»»

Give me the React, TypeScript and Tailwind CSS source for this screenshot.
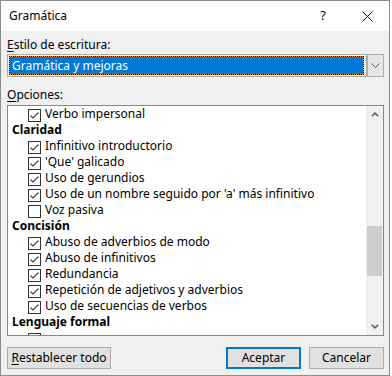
import React from "react";

type Row =
  | { kind: "heading"; label: string }
  | { kind: "option"; label: string; checked: boolean };

const rows: Row[] = [
  { kind: "option", label: "Verbo impersonal", checked: true },
  { kind: "heading", label: "Claridad" },
  { kind: "option", label: "Infinitivo introductorio", checked: true },
  { kind: "option", label: "'Que' galicado", checked: true },
  { kind: "option", label: "Uso de gerundios", checked: true },
  { kind: "option", label: "Uso de un nombre seguido por 'a' más infinitivo", checked: true },
  { kind: "option", label: "Voz pasiva", checked: false },
  { kind: "heading", label: "Concisión" },
  { kind: "option", label: "Abuso de adverbios de modo", checked: true },
  { kind: "option", label: "Abuso de infinitivos", checked: true },
  { kind: "option", label: "Redundancia", checked: true },
  { kind: "option", label: "Repetición de adjetivos y adverbios", checked: true },
  { kind: "option", label: "Uso de secuencias de verbos", checked: true },
  { kind: "heading", label: "Lenguaje formal" },
  // only the top edge of this one shows above the list's bottom border
  { kind: "option", label: "", checked: true },
];

function CheckBox({ checked }: { checked: boolean }) {
  return (
    <div className="w-[13px] h-[13px] shrink-0 border border-[#333333] bg-white mt-[3px]">
      {checked && (
        <svg width="11" height="11" viewBox="0 0 11 11">
          <polyline points="1.5,5.5 4,8 9.5,2.5" fill="none" stroke="#3c3c3c" strokeWidth="1.1" />
        </svg>
      )}
    </div>
  );
}

function OptionRow({ row }: { row: Row }) {
  if (row.kind === "heading") {
    return <div className="h-4 leading-4 pl-[4px] font-bold whitespace-nowrap">{row.label}</div>;
  }
  return (
    <div className="h-4 flex items-start pl-[20px] gap-[4px] whitespace-nowrap">
      <CheckBox checked={row.checked} />
      {row.label && <span className="leading-4">{row.label}</span>}
    </div>
  );
}

function Chevron({ dir }: { dir: "up" | "down" }) {
  return (
    <svg width="8" height="5" viewBox="0 0 8 5">
      <polyline
        points={dir === "up" ? "0.8,4.3 4,1.1 7.2,4.3" : "0.8,0.7 4,3.9 7.2,0.7"}
        fill="none"
        stroke="#606060"
        strokeWidth="1.6"
      />
    </svg>
  );
}

function Button({ children, primary, width }: { children: React.ReactNode; primary?: boolean; width: string }) {
  return (
    <div
      className={`${width} h-[22px] flex items-center justify-center bg-[#e1e1e1] ${
        primary ? "border-2 border-[#0078d7]" : "border border-[#adadad]"
      }`}
    >
      {children}
    </div>
  );
}

export default function App() {
  return (
    <div className="w-[392px] h-[376px] bg-white font-['Noto_Sans',sans-serif] text-[12px] text-black">
      <div className="w-[390px] h-[376px] border border-[#8c8c8c] flex flex-col">
        {/* title bar */}
        <div className="h-[30px] bg-white flex items-center pl-[8px] pr-[16px]">
          <span className="flex-1">Gramática</span>
          <span className="text-[13px] mr-[36px]">?</span>
          <svg width="11" height="11" viewBox="0 0 11 11">
            <path d="M0.5 0.5 L10.5 10.5 M10.5 0.5 L0.5 10.5" stroke="#111" strokeWidth="1" />
          </svg>
        </div>

        {/* body */}
        <div className="flex-1 bg-[#f0f0f0] pl-[6px] pr-[5px] flex flex-col">
          <div className="mt-[6px] h-4 leading-4">
            <span className="underline underline-offset-2">E</span>stilo de escritura:
          </div>

          <div className="mt-[1px] h-[23px] border border-[#adadad] bg-white flex items-stretch">
            <div className="flex-1 p-[1px]">
              <div className="h-full bg-[#ff8a1c]">
                <div className="h-full border border-dotted border-black bg-[#0078d7] bg-clip-padding text-white leading-[17px] pl-[2px]">
                  Gramática y mejoras
                </div>
              </div>
            </div>
            <div className="w-[17px] ml-[1px] border-l-2 border-[#adadad] bg-[#e6e6e6] flex items-center justify-center">
              <svg width="9" height="5" viewBox="0 0 9 5">
                <polyline points="0.5,0.5 4.5,4.5 8.5,0.5" fill="none" stroke="#555" strokeWidth="1" />
              </svg>
            </div>
          </div>

          <div className="mt-[10px] h-4 leading-4">
            <span className="underline underline-offset-2">O</span>pciones:
          </div>

          <div className="mt-[2px] h-[231px] border border-[#828790] bg-white flex">
            <div className="flex-1 overflow-hidden">
              {rows.map((r, i) => (
                <OptionRow key={i} row={r} />
              ))}
            </div>
            <div className="w-[17px] bg-[#f0f0f0] flex flex-col">
              <div className="h-[17px] flex items-center justify-center">
                <Chevron dir="up" />
              </div>
              <div className="flex-1 flex flex-col px-[1px]">
                <div className="h-[103px]" />
                <div className="h-[50px] bg-[#cdcdcd]" />
              </div>
              <div className="h-[17px] flex items-center justify-center">
                <Chevron dir="down" />
              </div>
            </div>
          </div>

          <div className="mt-[11px] flex items-center">
            <Button width="w-[104px]">
              <span>
                <span className="underline underline-offset-2">R</span>establecer todo
              </span>
            </Button>
            <div className="flex-1" />
            <Button width="w-[75px]" primary>
              Aceptar
            </Button>
            <div className="w-[8px]" />
            <Button width="w-[75px]">Cancelar</Button>
          </div>
        </div>
      </div>
    </div>
  );
}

««

Problem to solve: Restate only the lines running from the start of the material above through the line containing "string; checked: boolean", ends included. No pictures.

Answer below:
Give me the React, TypeScript and Tailwind CSS source for this screenshot.
import React from "react";

type Row =
  | { kind: "heading"; label: string }
  | { kind: "option"; label: string; checked: boolean };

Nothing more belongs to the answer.